(Pages as source code)
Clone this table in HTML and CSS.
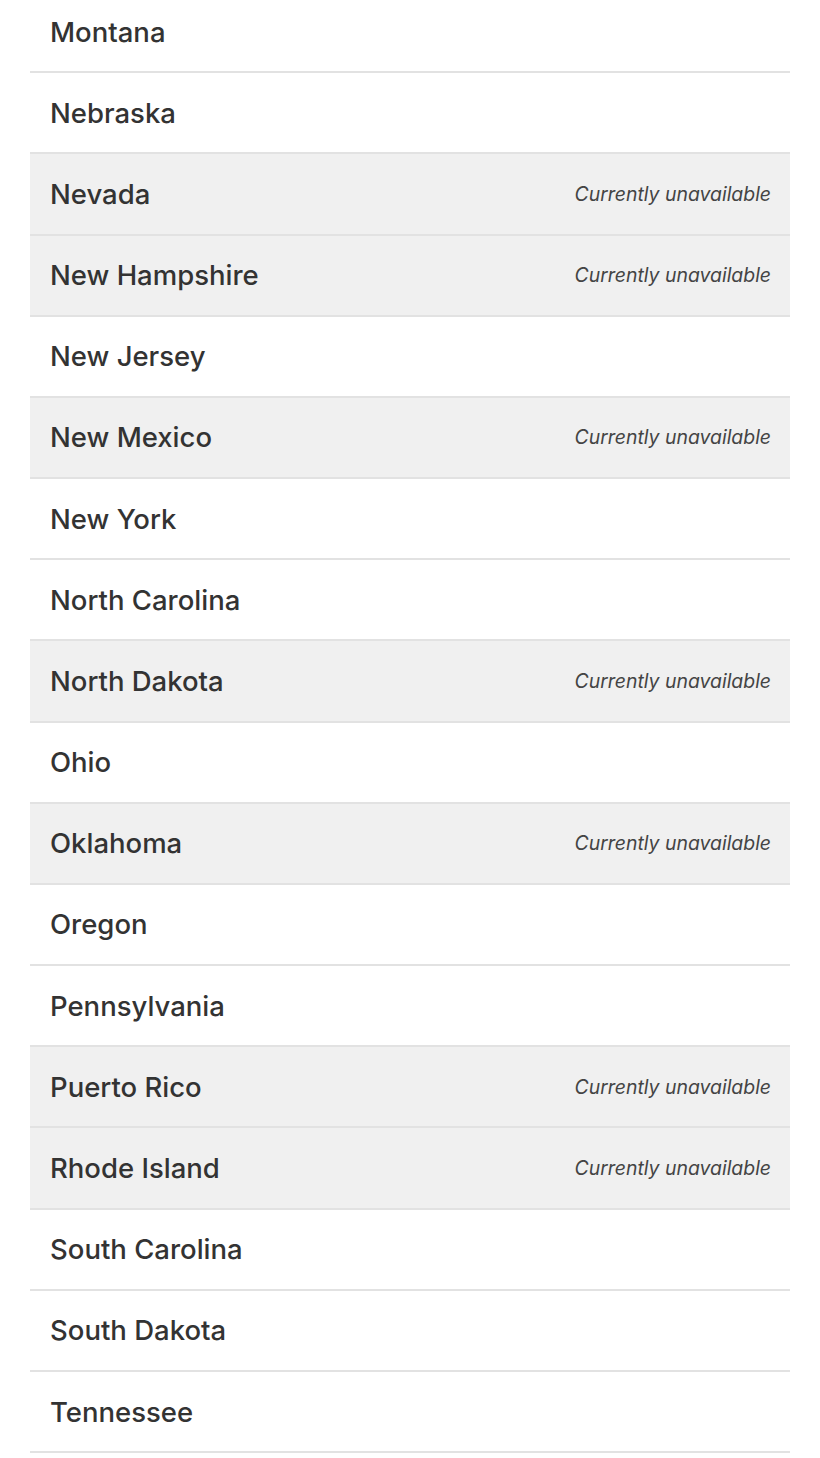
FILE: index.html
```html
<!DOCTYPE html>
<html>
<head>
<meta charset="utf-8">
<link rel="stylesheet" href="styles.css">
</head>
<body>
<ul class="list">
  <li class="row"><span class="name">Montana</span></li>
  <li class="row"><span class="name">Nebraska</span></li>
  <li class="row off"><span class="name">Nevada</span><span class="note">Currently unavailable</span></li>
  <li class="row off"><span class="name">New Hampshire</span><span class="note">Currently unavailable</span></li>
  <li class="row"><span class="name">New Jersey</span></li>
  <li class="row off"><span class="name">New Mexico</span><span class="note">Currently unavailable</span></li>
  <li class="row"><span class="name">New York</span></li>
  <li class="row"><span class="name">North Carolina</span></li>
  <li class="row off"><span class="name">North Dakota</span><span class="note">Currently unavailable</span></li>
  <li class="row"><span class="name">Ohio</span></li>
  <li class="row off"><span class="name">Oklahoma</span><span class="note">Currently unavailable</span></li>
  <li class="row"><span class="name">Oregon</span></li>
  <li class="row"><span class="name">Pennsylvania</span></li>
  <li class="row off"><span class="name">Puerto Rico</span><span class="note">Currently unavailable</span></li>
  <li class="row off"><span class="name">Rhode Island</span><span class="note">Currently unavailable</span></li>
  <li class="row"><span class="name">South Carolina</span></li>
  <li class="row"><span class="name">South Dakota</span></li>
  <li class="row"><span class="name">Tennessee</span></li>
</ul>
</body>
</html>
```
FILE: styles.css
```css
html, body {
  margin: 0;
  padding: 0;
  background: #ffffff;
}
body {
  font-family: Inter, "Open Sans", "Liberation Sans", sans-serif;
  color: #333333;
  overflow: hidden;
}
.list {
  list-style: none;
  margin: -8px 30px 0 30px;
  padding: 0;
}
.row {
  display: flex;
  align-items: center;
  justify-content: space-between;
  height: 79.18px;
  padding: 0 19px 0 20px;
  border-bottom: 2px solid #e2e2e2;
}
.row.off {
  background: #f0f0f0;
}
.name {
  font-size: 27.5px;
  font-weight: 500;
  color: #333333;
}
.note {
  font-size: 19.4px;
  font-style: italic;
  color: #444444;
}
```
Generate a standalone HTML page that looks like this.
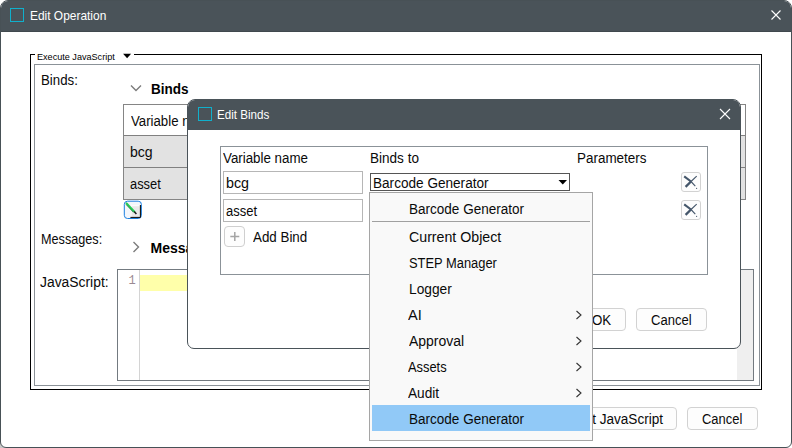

■ **Do this**: Take the listing above and restate it word for word, without its pictures.

■ **Task answer**:
Clone this table in HTML and CSS.
FILE: index.html
```html
<!DOCTYPE html>
<html>
<head>
<meta charset="utf-8">
<link rel="stylesheet" href="styles.css">
</head>
<body>
<ul class="list">
  <li class="row"><span class="name">Montana</span></li>
  <li class="row"><span class="name">Nebraska</span></li>
  <li class="row off"><span class="name">Nevada</span><span class="note">Currently unavailable</span></li>
  <li class="row off"><span class="name">New Hampshire</span><span class="note">Currently unavailable</span></li>
  <li class="row"><span class="name">New Jersey</span></li>
  <li class="row off"><span class="name">New Mexico</span><span class="note">Currently unavailable</span></li>
  <li class="row"><span class="name">New York</span></li>
  <li class="row"><span class="name">North Carolina</span></li>
  <li class="row off"><span class="name">North Dakota</span><span class="note">Currently unavailable</span></li>
  <li class="row"><span class="name">Ohio</span></li>
  <li class="row off"><span class="name">Oklahoma</span><span class="note">Currently unavailable</span></li>
  <li class="row"><span class="name">Oregon</span></li>
  <li class="row"><span class="name">Pennsylvania</span></li>
  <li class="row off"><span class="name">Puerto Rico</span><span class="note">Currently unavailable</span></li>
  <li class="row off"><span class="name">Rhode Island</span><span class="note">Currently unavailable</span></li>
  <li class="row"><span class="name">South Carolina</span></li>
  <li class="row"><span class="name">South Dakota</span></li>
  <li class="row"><span class="name">Tennessee</span></li>
</ul>
</body>
</html>
```
FILE: styles.css
```css
html, body {
  margin: 0;
  padding: 0;
  background: #ffffff;
}
body {
  font-family: Inter, "Open Sans", "Liberation Sans", sans-serif;
  color: #333333;
  overflow: hidden;
}
.list {
  list-style: none;
  margin: -8px 30px 0 30px;
  padding: 0;
}
.row {
  display: flex;
  align-items: center;
  justify-content: space-between;
  height: 79.18px;
  padding: 0 19px 0 20px;
  border-bottom: 2px solid #e2e2e2;
}
.row.off {
  background: #f0f0f0;
}
.name {
  font-size: 27.5px;
  font-weight: 500;
  color: #333333;
}
.note {
  font-size: 19.4px;
  font-style: italic;
  color: #444444;
}
```
Generate a standalone HTML page that looks like this.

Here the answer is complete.